◆ Required work:
Set down the data below from its first line to the line holding "const RESOURCES = ['线上品牌商赞助', '线下场地免费'];", inclusive; omit all pictures.

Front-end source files
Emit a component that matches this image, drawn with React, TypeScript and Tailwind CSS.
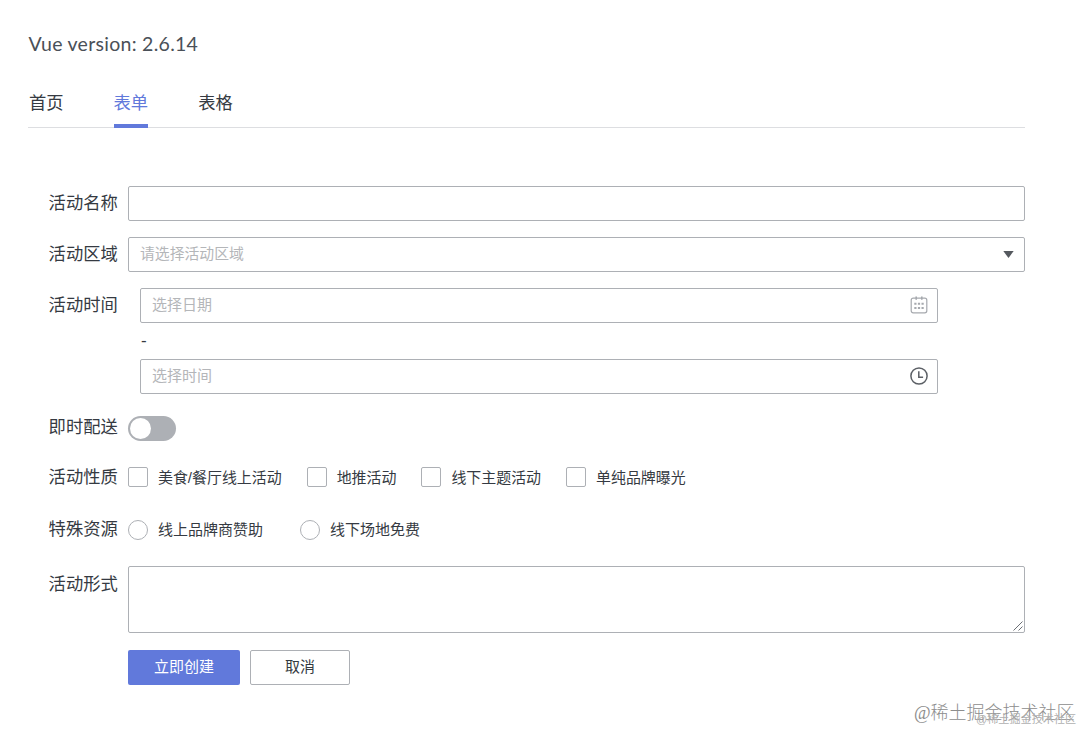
import { useState } from 'react';
import type { ReactNode } from 'react';

const TABS = ['首页', '表单', '表格'];
const NATURES = ['美食/餐厅线上活动', '地推活动', '线下主题活动', '单纯品牌曝光'];
const RESOURCES = ['线上品牌商赞助', '线下场地免费'];

interface RowProps {
  label: string;
  className?: string;
  labelClass?: string;
  children: ReactNode;
}

function FormRow({ label, className = '', labelClass = 'leading-[34px]', children }: RowProps) {
  return (
    <div className={`flex ${className}`}>
      <div className={`w-[100px] shrink-0 pl-[20.6px] text-[17.3px] whitespace-nowrap ${labelClass}`}>
        {label}
      </div>
      <div className="min-w-0 flex-1">{children}</div>
    </div>
  );
}

function CalendarIcon() {
  return (
    <svg width="18" height="18" viewBox="0 0 18 18" fill="none" stroke="#a6a9ae" strokeWidth="1.2">
      <rect x="1.2" y="2.2" width="15.6" height="14.6" rx="2" />
      <path d="M6.2 .6v3.2M11.8 .6v3.2" strokeWidth="1.6" />
      <path d="M4.3 7.7h2.2M7.9 7.7h2.2M11.5 7.7h2.2M4.3 12h2.2M7.9 12h2.2M11.5 12h2.2" strokeWidth="2" />
    </svg>
  );
}

function ClockIcon() {
  return (
    <svg width="18" height="18" viewBox="0 0 18 18" fill="none" stroke="#5c6066" strokeWidth="1.5">
      <circle cx="9" cy="9" r="8.1" />
      <path d="M8.8 4.2v6h4.3" />
    </svg>
  );
}

interface PickerProps {
  placeholder: string;
  icon: ReactNode;
}

function Picker({ placeholder, icon }: PickerProps) {
  return (
    <div className="ml-3 flex h-[35px] w-[798px] items-center justify-between rounded-[2px] border border-[#adb0b5] pr-[9px] pb-px pl-[11px] text-[15px]">
      <span className="pt-px text-[#b4b6b9]">{placeholder}</span>
      {icon}
    </div>
  );
}

export default function App() {
  const [tab, setTab] = useState(1);
  const [natures, setNatures] = useState<string[]>([]);
  const [resource, setResource] = useState('');
  const [instant, setInstant] = useState(false);

  function toggleNature(name: string) {
    setNatures((prev) =>
      prev.includes(name) ? prev.filter((n) => n !== name) : [...prev, name],
    );
  }

  return (
    <div className="relative h-[729px] w-[1080px] overflow-hidden bg-white pt-[29px] pr-[55px] pl-7 font-['Liberation_Sans','Noto_Sans_CJK_SC',sans-serif] text-[#353a42]">
      <h1 className="pl-[0.5px] font-[Lato,sans-serif] text-[19.5px] leading-[30px] tracking-[0.28px] text-[#4a5058]">
        Vue version: 2.6.14
      </h1>

      <nav className="mt-[27px] flex h-[42px] gap-[50px] border-b border-[#dddee1] pl-px">
        {TABS.map((name, i) => (
          <button
            key={name}
            type="button"
            onClick={() => setTab(i)}
            className={`h-[42px] border-b-4 pb-[12px] text-[17.3px] leading-[34px] ${
              i === tab ? 'border-[#6179db] text-[#6179db]' : 'border-transparent'
            }`}
          >
            {name}
          </button>
        ))}
      </nav>

      <form className="mt-[58px]" onSubmit={(e) => e.preventDefault()}>
        <FormRow label="活动名称">
          <input
            aria-label="活动名称"
            className="block h-[35px] w-full rounded-[2px] border border-[#adb0b5] px-[11px] text-[15px] outline-none"
          />
        </FormRow>

        <FormRow label="活动区域" className="mt-4">
          <div className="flex h-[35px] items-center justify-between rounded-[2px] border border-[#adb0b5] pr-[10px] pl-[11px] text-[15px]">
            <span className="text-[14.85px] text-[#b4b6b9]">请选择活动区域</span>
            <svg width="11" height="7" viewBox="0 0 11 7" fill="#55595f">
              <path d="M.3 0h10.4L5.5 7z" />
            </svg>
          </div>
        </FormRow>

        <FormRow label="活动时间" className="mt-4">
          <Picker placeholder="选择日期" icon={<CalendarIcon />} />
          <div className="h-9 pl-[13px] text-[17px] leading-[35px]">-</div>
          <Picker placeholder="选择时间" icon={<ClockIcon />} />
        </FormRow>

        <FormRow label="即时配送" className="mt-4">
          <button
            type="button"
            role="switch"
            aria-checked={instant}
            aria-label="即时配送"
            onClick={() => setInstant(!instant)}
            className={`mt-[6px] flex h-[25px] w-12 items-center rounded-full px-[2px] ${
              instant ? 'justify-end bg-[#6179db]' : 'bg-[#adb0b5]'
            }`}
          >
            <span className="size-[21px] rounded-full bg-white" />
          </button>
        </FormRow>

        <FormRow label="活动性质" className="mt-4">
          <div className="flex h-[35px] items-center gap-[25px] text-[14.95px]">
            {NATURES.map((name) => (
              <label key={name} className="flex items-center gap-[10px]">
                <input
                  type="checkbox"
                  checked={natures.includes(name)}
                  onChange={() => toggleNature(name)}
                  className="size-5 appearance-none rounded-[2px] border border-[#adb0b5] checked:bg-[#6179db]"
                />
                <span className="pt-px">{name}</span>
              </label>
            ))}
          </div>
        </FormRow>

        <FormRow label="特殊资源" className="mt-[17px]">
          <div className="flex h-[35px] items-center gap-[37px] text-[15px]">
            {RESOURCES.map((name) => (
              <label key={name} className="flex items-center gap-[10px]">
                <input
                  type="radio"
                  name="resource"
                  checked={resource === name}
                  onChange={() => setResource(name)}
                  className="size-5 appearance-none rounded-full border border-[#adb0b5] checked:bg-[#6179db]"
                />
                <span className="pt-px">{name}</span>
              </label>
            ))}
          </div>
        </FormRow>

        <FormRow label="活动形式" className="mt-[19px]" labelClass="leading-[36px]">
          <div className="relative">
            <textarea
              aria-label="活动形式"
              className="block h-[67px] w-full resize-none rounded-[2px] border border-[#adb0b5] px-[11px] text-[15px] outline-none"
            />
            <svg
              className="pointer-events-none absolute right-[2px] bottom-[2px]"
              width="10"
              height="10"
              viewBox="0 0 10 10"
              stroke="#6b6f75"
            >
              <path d="M.5 9.5l9-9M5.5 9.5l4-4" />
            </svg>
          </div>
          <div className="mt-[17px] flex gap-[10px] text-[15px]">
            <button type="submit" className="h-[35px] w-28 rounded-[2px] bg-[#6179db] text-white">
              立即创建
            </button>
            <button type="reset" className="h-[35px] w-[100px] rounded-[2px] border border-[#adb0b5]">
              取消
            </button>
          </div>
        </FormRow>
      </form>

      <span className="absolute top-[700px] left-[914px] font-['Liberation_Serif','Noto_Sans_CJK_SC',serif] text-[18px] leading-[26px] font-light whitespace-nowrap text-[#8d8d8d]">
        @稀土掘金技术社区
      </span>
      <span className="absolute top-[711px] left-[976px] text-[11.1px] leading-4 whitespace-nowrap text-[#b0b0b0]">
        @稀土掘金技术社区
      </span>
    </div>
  );
}
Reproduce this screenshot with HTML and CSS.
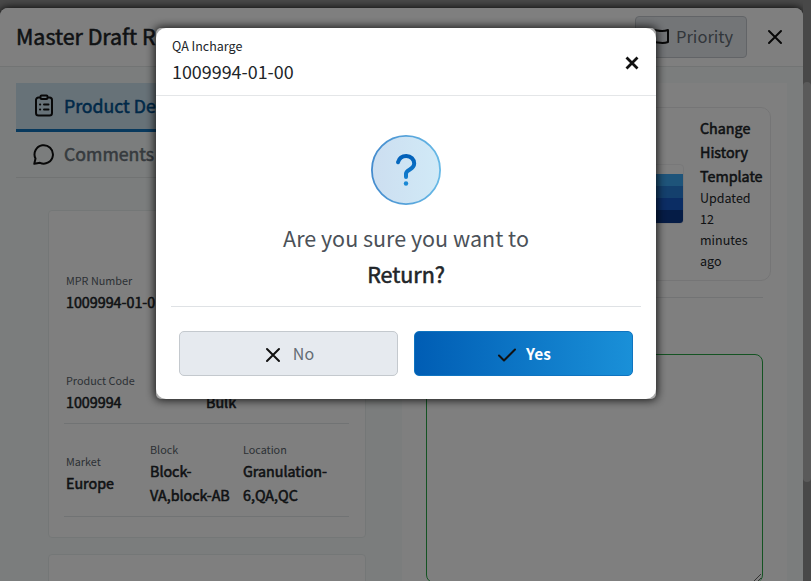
FILE: index.html
```html
<!DOCTYPE html>
<html lang="en">
<head>
<meta charset="utf-8">
<title>Master Draft</title>
<link rel="stylesheet" href="styles.css">
</head>
<body>
<div class="window">
  <header class="window-head">
    <h1 class="title strong">Master Draft R</h1>
    <div class="head-actions">
      <button class="priority"><svg width="20" height="20" viewBox="0 0 20 20"><path d="M2 18V4c4-3 8 2 17-1v12c-8 3-13-2-17 1"/></svg><span>Priority</span></button>
      <svg class="close" width="16" height="16" viewBox="0 0 16 16"><path d="M2 2l12 12M14 2l-12 12"/></svg>
    </div>
  </header>
  <main class="content">
    <section class="left">
      <nav class="tabs">
        <a class="tab active strong"><svg width="22" height="24" viewBox="0 0 22 24"><path d="M7 4.500H5.500a2.500 2.500 0 0 0-2.500 2.500V20a2.500 2.500 0 0 0 2.500 2.500h11a2.500 2.500 0 0 0 2.500-2.500V7a2.500 2.500 0 0 0-2.500-2.500H15M8.500 2.500h5a1 1 0 0 1 1 1v1.500a1 1 0 0 1-1 1h-5a1 1 0 0 1-1-1v-1.500a1 1 0 0 1 1-1zM7 11.500h.2M11 11.500h4.500M7 16.500h.2M11 16.500h4.500"/></svg>Product De</a>
        <a class="tab strong"><svg width="22" height="22" viewBox="0 0 22 22"><path d="M2.500 15.500A9.200 9.200 0 1 1 7 19.800L1.300 20.800z"/></svg>Comments</a>
      </nav>
      <div class="cards">
        <article class="card">
          <div class="row first"><div class="field"><span>MPR Number</span><b class="strong">1009994-01-0</b></div></div>
          <div class="row second"><div class="field wide"><span>Product Code</span><b class="strong">1009994</b></div><div class="field"><span>Type</span><b class="strong">Bulk</b></div></div>
          <div class="row third">
            <div class="field market"><span>Market</span><b class="strong">Europe</b></div>
            <div class="field block"><span>Block</span><b class="strong">Block-<br>VA,block-AB</b></div>
            <div class="field"><span>Location</span><b class="strong">Granulation-<br>6,QA,QC</b></div>
          </div>
        </article>
        <article class="card next"></article>
      </div>
    </section>
    <section class="right">
      <div class="template">
        <div class="thumb"><i></i><i></i><i></i><i></i></div>
        <div class="template-text"><b class="strong">Change<br>History<br>Template</b><span>Updated<br>12<br>minutes<br>ago</span></div>
      </div>
      <hr>
      <textarea></textarea>
    </section>
  </main>
</div>
<div class="scrollbar"><div class="scroll-thumb"></div></div>
<div class="overlay">
  <div class="modal-frame">
    <div class="modal">
      <header class="modal-head">
        <div><div class="role">QA Incharge</div><div class="number">1009994-01-00</div></div>
        <svg class="modal-close" width="14" height="14" viewBox="0 0 14 14"><path d="M1.500 1.500l11 11M12.500 1.500l-11 11"/></svg>
      </header>
      <div class="question">
        <svg class="badge" width="70" height="70" viewBox="0 0 70 70">
          <defs>
            <linearGradient id="fill" x1="0" x2="1"><stop stop-color="#ccdef0"/><stop offset="1" stop-color="#d1eaf7"/></linearGradient>
            <linearGradient id="edge" x1="0" x2="1"><stop stop-color="#458cce"/><stop offset="1" stop-color="#67b9e6"/></linearGradient>
            <linearGradient id="mark" gradientUnits="userSpaceOnUse" x1="0" x2="0" y1="20" y2="50"><stop stop-color="#015fb8"/><stop offset="1" stop-color="#1988d5"/></linearGradient>
          </defs>
          <circle cx="35" cy="35" r="34.100" fill="url(#fill)" stroke="url(#edge)" stroke-width="1.800"/>
          <path d="M27 27.300C28.200 22.900 31.500 21 35.300 21C40 21 43.200 24.400 43.200 28.500C43.200 34.600 35 34.600 35 38.700V42" fill="none" stroke="url(#mark)" stroke-width="4" stroke-linecap="round"/>
          <circle cx="35" cy="48.500" r="2.200" fill="#1988d5" stroke="none"/>
        </svg>
        <p>Are you sure you want to<br><b class="strong">Return?</b></p>
      </div>
      <div class="buttons">
        <button class="no"><svg width="16" height="16" viewBox="0 0 16 16"><path d="M2 2l12 12M14 2l-12 12"/></svg><span>No</span></button>
        <button class="yes"><svg width="20" height="16" viewBox="0 0 20 16"><path d="M2 8.500l5 5L18 2.500"/></svg><span>Yes</span></button>
      </div>
    </div>
  </div>
</div>
</body>
</html>
```

FILE: styles.css
```css
* { box-sizing: border-box; }
html, body { height: 100%; margin: 0; overflow: hidden; }
body {
  display: flex;
  background: #929292;
  color: #212529;
  font-family: "Noto Sans CJK JP", sans-serif;
  font-size: 14.3px;
  line-height: 24px;
}
button { font: inherit; cursor: pointer; }
svg { flex: none; fill: none; stroke: #111; stroke-width: 2; stroke-linecap: round; stroke-linejoin: round; }
.strong { font-weight: 400; -webkit-text-stroke: .55px currentColor; }
.window {
  width: 803px;
  height: 573px;
  margin-top: 8px;
  border-radius: 8px 8px 0 0;
  background: #f7fbfa;
  box-shadow: 0 0 8px #000;
  overflow: hidden;
}
.window-head {
  display: flex;
  align-items: center;
  justify-content: space-between;
  height: 59px;
  padding: 0 20px 0 16px;
  background: #fff;
  border-bottom: 1px solid #e4e8e8;
}
.title { margin: 0; padding-bottom: 2px; font-size: 21.400px; line-height: 32px; white-space: nowrap; }
.head-actions { display: flex; align-items: center; gap: 20px; }
.priority {
  display: flex;
  align-items: center;
  gap: 7px;
  width: 112px;
  height: 42px;
  padding: 0 0 0 13px;
  border: 1px solid #c4c9ce;
  border-radius: 4px;
  background: #e6eaef;
  color: #656d75;
  font-size: 16.500px;
}
.priority span { padding-bottom: 2px; }
.content { display: flex; height: 514px; padding: 16px 16px 0; }
.left { width: 386px; }
.tab {
  display: flex;
  align-items: center;
  gap: 9px;
  height: 49px;
  padding: 0 0 2px 17px;
  border-bottom: 3px solid #1172bb;
  background: #cfe4f1;
  color: #015291;
  font-size: 17.700px;
}
.tab + .tab { height: 46px; padding-bottom: 3px; border-bottom: 1px solid #e2e6e6; background: none; color: #6c757d; }
.tab + .tab svg { margin-top: 2px; }
.cards { padding: 32px 36px 0 32px; }
.card { height: 328px; padding: 59px 16px 0 17px; background: #fff; border: 1px solid #e9efee; border-radius: 4px; }
.card.next { margin-top: 16px; }
.field { display: flex; flex-direction: column; white-space: nowrap; }
.field span { color: #59636b; font-size: 10.800px; line-height: 20px; }
.row { display: flex; margin-left: -2px; padding-left: 2px; }
.first { height: 100px; }
.second { height: 54px; border-bottom: 1px solid #e3e6e8; }
.wide { width: 140px; }
.third { align-items: center; height: 93px; padding-top: 5px; border-bottom: 1px solid #e3e6e8; }
.market { width: 84px; }
.block { width: 93px; }
.right { flex: 1; padding: 24px 16px 0 24px; background: #fff; }
.template {
  display: flex;
  justify-content: flex-end;
  align-items: center;
  gap: 16px;
  height: 174px;
  padding-right: 8px;
  border: 1px solid #eaeaec;
  border-radius: 10px;
}
.thumb { width: 60px; height: 60px; padding-top: 9px; border: 1px solid #f0f1f2; border-radius: 4px; background: #fff; overflow: hidden; }
.thumb i { display: block; height: 12px; background: #3da8f5; }
.thumb i:nth-child(2) { background: #2880db; }
.thumb i:nth-child(3) { background: #175ac9; }
.thumb i:nth-child(4) { height: 13px; background: #0b388d; }
.template-text { display: flex; flex-direction: column; width: 62px; padding-bottom: 2px; white-space: nowrap; }
.template-text span { margin-top: -1px; font-size: 12.500px; line-height: 21px; }
.right hr { width: 337px; height: 1px; margin: 16px 0 56px; border: 0; background: #e5e7e9; }
.right textarea { display: block; width: 337px; height: 229px; border: 1px solid #28a745; border-radius: 8px; background: #fff; }
.scrollbar { flex: 1; padding-top: 82px; background: #909090; }
.scroll-thumb { height: 400px; border-radius: 4px; background: #b4b4b4; }
.overlay { position: fixed; inset: 0; display: flex; justify-content: center; align-items: flex-start; padding: 28px 0 0 1px; background: rgba(0, 0, 0, .5); }
.modal-frame { width: 500px; height: 371px; border-radius: 5px; background: #aaa; box-shadow: 0 0 10px 1px rgba(0, 0, 0, .85); }
.modal { height: 371px; border-radius: 10px; background: #fff; }
.modal-head { display: flex; align-items: flex-start; justify-content: space-between; height: 68px; padding: 7px 17px 0 16px; border-bottom: 1px solid #e4e6e8; }
.role { font-size: 12.500px; line-height: 22px; }
.number { margin-top: -1px; font-size: 17.900px; line-height: 30px; }
.modal-close { margin-top: 21px; stroke-width: 2.800; stroke-linecap: butt; }
.question { display: flex; flex-direction: column; align-items: center; height: 211px; margin: 0 15px; padding-top: 39px; border-bottom: 1px solid #dfe2e5; }
.question p { margin: 15px 0 0; color: #4b5158; font-size: 21.500px; line-height: 36px; text-align: center; }
.question b { color: #212529; }
.buttons { display: flex; gap: 16px; padding: 24px 23px 0; }
.buttons button { display: flex; flex: none; width: 219px; align-items: center; justify-content: center; gap: 12px; height: 45px; padding: 0; border-radius: 5px; font-size: 16px; }
.buttons span { padding-bottom: 2px; }
.buttons svg { position: relative; top: 1px; }
.buttons .no { padding-left: 2px; border: 1px solid #c4c9ce; background: #e6eaef; color: #656d75; }
.buttons .yes { gap: 9px; padding-left: 1px; border: 1px solid #0f74c0; background: linear-gradient(90deg, #005db4, #1a90d8); color: #fff; font-weight: 700; }
.yes span { font-size: 15.500px; }
```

◆ Result of this exercise:
Emit a component that matches this image, drawn with React, TypeScript and Tailwind CSS.
import { useState } from 'react';
import type { ReactNode } from 'react';

const TABS = ['首页', '表单', '表格'];
const NATURES = ['美食/餐厅线上活动', '地推活动', '线下主题活动', '单纯品牌曝光'];
const RESOURCES = ['线上品牌商赞助', '线下场地免费'];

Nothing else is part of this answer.